## Aim of the task:
Retype the whole listing verbatim and keep the pictures out of it.

----

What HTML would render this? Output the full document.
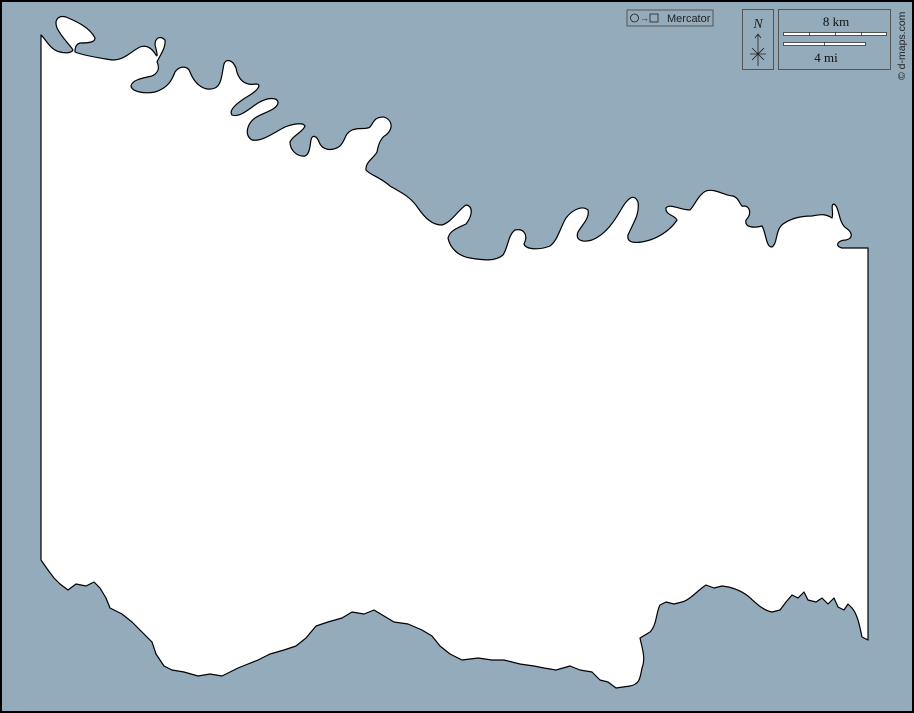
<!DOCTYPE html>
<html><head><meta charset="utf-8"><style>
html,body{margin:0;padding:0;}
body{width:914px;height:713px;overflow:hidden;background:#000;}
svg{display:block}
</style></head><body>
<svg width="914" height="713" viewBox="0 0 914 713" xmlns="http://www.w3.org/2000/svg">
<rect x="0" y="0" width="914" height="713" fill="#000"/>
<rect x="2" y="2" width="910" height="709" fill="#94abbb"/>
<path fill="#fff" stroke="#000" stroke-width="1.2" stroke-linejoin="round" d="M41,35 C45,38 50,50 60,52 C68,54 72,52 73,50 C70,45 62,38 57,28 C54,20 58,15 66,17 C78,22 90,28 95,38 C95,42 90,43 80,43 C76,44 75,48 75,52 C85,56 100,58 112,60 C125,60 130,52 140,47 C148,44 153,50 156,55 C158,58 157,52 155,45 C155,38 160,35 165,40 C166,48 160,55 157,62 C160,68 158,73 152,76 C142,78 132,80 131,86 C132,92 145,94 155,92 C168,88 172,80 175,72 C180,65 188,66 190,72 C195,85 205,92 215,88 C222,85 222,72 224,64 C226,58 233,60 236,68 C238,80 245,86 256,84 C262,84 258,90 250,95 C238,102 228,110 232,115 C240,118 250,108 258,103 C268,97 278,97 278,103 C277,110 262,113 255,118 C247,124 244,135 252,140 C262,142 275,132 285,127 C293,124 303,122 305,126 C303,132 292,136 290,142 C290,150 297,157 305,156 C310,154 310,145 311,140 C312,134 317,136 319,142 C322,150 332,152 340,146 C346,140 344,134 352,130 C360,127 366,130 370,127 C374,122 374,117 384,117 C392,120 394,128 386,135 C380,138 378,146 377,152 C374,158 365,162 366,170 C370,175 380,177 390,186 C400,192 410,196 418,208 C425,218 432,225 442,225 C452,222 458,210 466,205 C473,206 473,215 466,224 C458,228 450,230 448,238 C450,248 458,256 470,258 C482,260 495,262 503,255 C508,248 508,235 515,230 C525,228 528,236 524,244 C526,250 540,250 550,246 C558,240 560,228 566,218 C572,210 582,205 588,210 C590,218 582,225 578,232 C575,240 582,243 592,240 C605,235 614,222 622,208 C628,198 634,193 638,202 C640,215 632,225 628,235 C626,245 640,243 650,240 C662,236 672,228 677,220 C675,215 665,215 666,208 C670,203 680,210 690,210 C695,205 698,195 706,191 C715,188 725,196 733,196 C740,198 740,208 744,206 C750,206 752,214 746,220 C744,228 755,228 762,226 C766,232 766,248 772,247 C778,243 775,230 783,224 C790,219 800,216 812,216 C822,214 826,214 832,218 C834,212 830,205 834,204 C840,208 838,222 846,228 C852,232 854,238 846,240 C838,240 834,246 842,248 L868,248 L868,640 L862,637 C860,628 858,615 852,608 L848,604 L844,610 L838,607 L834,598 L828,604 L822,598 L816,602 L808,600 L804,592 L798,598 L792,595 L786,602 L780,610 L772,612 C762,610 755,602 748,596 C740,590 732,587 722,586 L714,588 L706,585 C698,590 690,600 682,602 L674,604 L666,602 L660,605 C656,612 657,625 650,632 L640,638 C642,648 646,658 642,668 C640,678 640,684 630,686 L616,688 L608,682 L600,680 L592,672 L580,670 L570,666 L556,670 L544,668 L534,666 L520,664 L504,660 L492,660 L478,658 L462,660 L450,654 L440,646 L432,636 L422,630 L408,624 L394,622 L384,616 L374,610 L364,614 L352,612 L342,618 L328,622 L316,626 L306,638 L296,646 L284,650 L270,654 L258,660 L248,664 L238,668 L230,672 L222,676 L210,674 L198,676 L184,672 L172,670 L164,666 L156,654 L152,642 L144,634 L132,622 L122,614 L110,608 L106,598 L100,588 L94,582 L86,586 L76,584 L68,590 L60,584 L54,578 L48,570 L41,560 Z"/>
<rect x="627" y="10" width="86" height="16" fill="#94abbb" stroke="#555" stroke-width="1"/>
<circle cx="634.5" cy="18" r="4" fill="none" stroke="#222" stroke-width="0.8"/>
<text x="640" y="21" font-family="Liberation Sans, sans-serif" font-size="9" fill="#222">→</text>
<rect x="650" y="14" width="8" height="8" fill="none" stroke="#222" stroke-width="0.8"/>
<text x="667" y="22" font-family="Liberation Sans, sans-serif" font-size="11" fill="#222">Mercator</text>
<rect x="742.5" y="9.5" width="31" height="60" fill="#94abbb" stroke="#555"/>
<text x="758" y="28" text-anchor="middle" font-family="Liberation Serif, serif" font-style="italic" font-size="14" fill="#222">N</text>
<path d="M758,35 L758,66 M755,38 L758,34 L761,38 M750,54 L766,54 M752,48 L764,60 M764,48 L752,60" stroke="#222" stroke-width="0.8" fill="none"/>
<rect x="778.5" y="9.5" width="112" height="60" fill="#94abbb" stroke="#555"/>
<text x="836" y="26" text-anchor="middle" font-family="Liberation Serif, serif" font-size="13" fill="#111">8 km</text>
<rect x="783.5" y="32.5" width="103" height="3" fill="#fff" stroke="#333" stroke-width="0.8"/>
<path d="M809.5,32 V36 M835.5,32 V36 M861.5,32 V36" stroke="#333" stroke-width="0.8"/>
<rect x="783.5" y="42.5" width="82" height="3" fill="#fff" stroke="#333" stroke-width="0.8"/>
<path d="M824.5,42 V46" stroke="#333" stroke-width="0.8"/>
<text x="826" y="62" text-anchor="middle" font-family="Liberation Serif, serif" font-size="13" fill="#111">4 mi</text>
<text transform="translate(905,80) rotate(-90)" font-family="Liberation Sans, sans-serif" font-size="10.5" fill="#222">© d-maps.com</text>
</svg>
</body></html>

----

## Result of the task:
What HTML would render this? Output the full document.
<!DOCTYPE html>
<html><head><meta charset="utf-8"><style>
html,body{margin:0;padding:0;}
body{width:914px;height:713px;overflow:hidden;background:#000;}
svg{display:block}
</style></head><body>
<svg width="914" height="713" viewBox="0 0 914 713" xmlns="http://www.w3.org/2000/svg">
<rect x="0" y="0" width="914" height="713" fill="#000"/>
<rect x="2" y="2" width="910" height="709" fill="#94abbb"/>
<path fill="#fff" stroke="#000" stroke-width="1.2" stroke-linejoin="round" d="M41,35 C45,38 50,50 60,52 C68,54 72,52 73,50 C70,45 62,38 57,28 C54,20 58,15 66,17 C78,22 90,28 95,38 C95,42 90,43 80,43 C76,44 75,48 75,52 C85,56 100,58 112,60 C125,60 130,52 140,47 C148,44 153,50 156,55 C158,58 157,52 155,45 C155,38 160,35 165,40 C166,48 160,55 157,62 C160,68 158,73 152,76 C142,78 132,80 131,86 C132,92 145,94 155,92 C168,88 172,80 175,72 C180,65 188,66 190,72 C195,85 205,92 215,88 C222,85 222,72 224,64 C226,58 233,60 236,68 C238,80 245,86 256,84 C262,84 258,90 250,95 C238,102 228,110 232,115 C240,118 250,108 258,103 C268,97 278,97 278,103 C277,110 262,113 255,118 C247,124 244,135 252,140 C262,142 275,132 285,127 C293,124 303,122 305,126 C303,132 292,136 290,142 C290,150 297,157 305,156 C310,154 310,145 311,140 C312,134 317,136 319,142 C322,150 332,152 340,146 C346,140 344,134 352,130 C360,127 366,130 370,127 C374,122 374,117 384,117 C392,120 394,128 386,135 C380,138 378,146 377,152 C374,158 365,162 366,170 C370,175 380,177 390,186 C400,192 410,196 418,208 C425,218 432,225 442,225 C452,222 458,210 466,205 C473,206 473,215 466,224 C458,228 450,230 448,238 C450,248 458,256 470,258 C482,260 495,262 503,255 C508,248 508,235 515,230 C525,228 528,236 524,244 C526,250 540,250 550,246 C558,240 560,228 566,218 C572,210 582,205 588,210 C590,218 582,225 578,232 C575,240 582,243 592,240 C605,235 614,222 622,208 C628,198 634,193 638,202 C640,215 632,225 628,235 C626,245 640,243 650,240 C662,236 672,228 677,220 C675,215 665,215 666,208 C670,203 680,210 690,210 C695,205 698,195 706,191 C715,188 725,196 733,196 C740,198 740,208 744,206 C750,206 752,214 746,220 C744,228 755,228 762,226 C766,232 766,248 772,247 C778,243 775,230 783,224 C790,219 800,216 812,216 C822,214 826,214 832,218 C834,212 830,205 834,204 C840,208 838,222 846,228 C852,232 854,238 846,240 C838,240 834,246 842,248 L868,248 L868,640 L862,637 C860,628 858,615 852,608 L848,604 L844,610 L838,607 L834,598 L828,604 L822,598 L816,602 L808,600 L804,592 L798,598 L792,595 L786,602 L780,610 L772,612 C762,610 755,602 748,596 C740,590 732,587 722,586 L714,588 L706,585 C698,590 690,600 682,602 L674,604 L666,602 L660,605 C656,612 657,625 650,632 L640,638 C642,648 646,658 642,668 C640,678 640,684 630,686 L616,688 L608,682 L600,680 L592,672 L580,670 L570,666 L556,670 L544,668 L534,666 L520,664 L504,660 L492,660 L478,658 L462,660 L450,654 L440,646 L432,636 L422,630 L408,624 L394,622 L384,616 L374,610 L364,614 L352,612 L342,618 L328,622 L316,626 L306,638 L296,646 L284,650 L270,654 L258,660 L248,664 L238,668 L230,672 L222,676 L210,674 L198,676 L184,672 L172,670 L164,666 L156,654 L152,642 L144,634 L132,622 L122,614 L110,608 L106,598 L100,588 L94,582 L86,586 L76,584 L68,590 L60,584 L54,578 L48,570 L41,560 Z"/>
<rect x="627" y="10" width="86" height="16" fill="#94abbb" stroke="#555" stroke-width="1"/>
<circle cx="634.5" cy="18" r="4" fill="none" stroke="#222" stroke-width="0.8"/>
<text x="640" y="21" font-family="Liberation Sans, sans-serif" font-size="9" fill="#222">→</text>
<rect x="650" y="14" width="8" height="8" fill="none" stroke="#222" stroke-width="0.8"/>
<text x="667" y="22" font-family="Liberation Sans, sans-serif" font-size="11" fill="#222">Mercator</text>
<rect x="742.5" y="9.5" width="31" height="60" fill="#94abbb" stroke="#555"/>
<text x="758" y="28" text-anchor="middle" font-family="Liberation Serif, serif" font-style="italic" font-size="14" fill="#222">N</text>
<path d="M758,35 L758,66 M755,38 L758,34 L761,38 M750,54 L766,54 M752,48 L764,60 M764,48 L752,60" stroke="#222" stroke-width="0.8" fill="none"/>
<rect x="778.5" y="9.5" width="112" height="60" fill="#94abbb" stroke="#555"/>
<text x="836" y="26" text-anchor="middle" font-family="Liberation Serif, serif" font-size="13" fill="#111">8 km</text>
<rect x="783.5" y="32.5" width="103" height="3" fill="#fff" stroke="#333" stroke-width="0.8"/>
<path d="M809.5,32 V36 M835.5,32 V36 M861.5,32 V36" stroke="#333" stroke-width="0.8"/>
<rect x="783.5" y="42.5" width="82" height="3" fill="#fff" stroke="#333" stroke-width="0.8"/>
<path d="M824.5,42 V46" stroke="#333" stroke-width="0.8"/>
<text x="826" y="62" text-anchor="middle" font-family="Liberation Serif, serif" font-size="13" fill="#111">4 mi</text>
<text transform="translate(905,80) rotate(-90)" font-family="Liberation Sans, sans-serif" font-size="10.5" fill="#222">© d-maps.com</text>
</svg>
</body></html>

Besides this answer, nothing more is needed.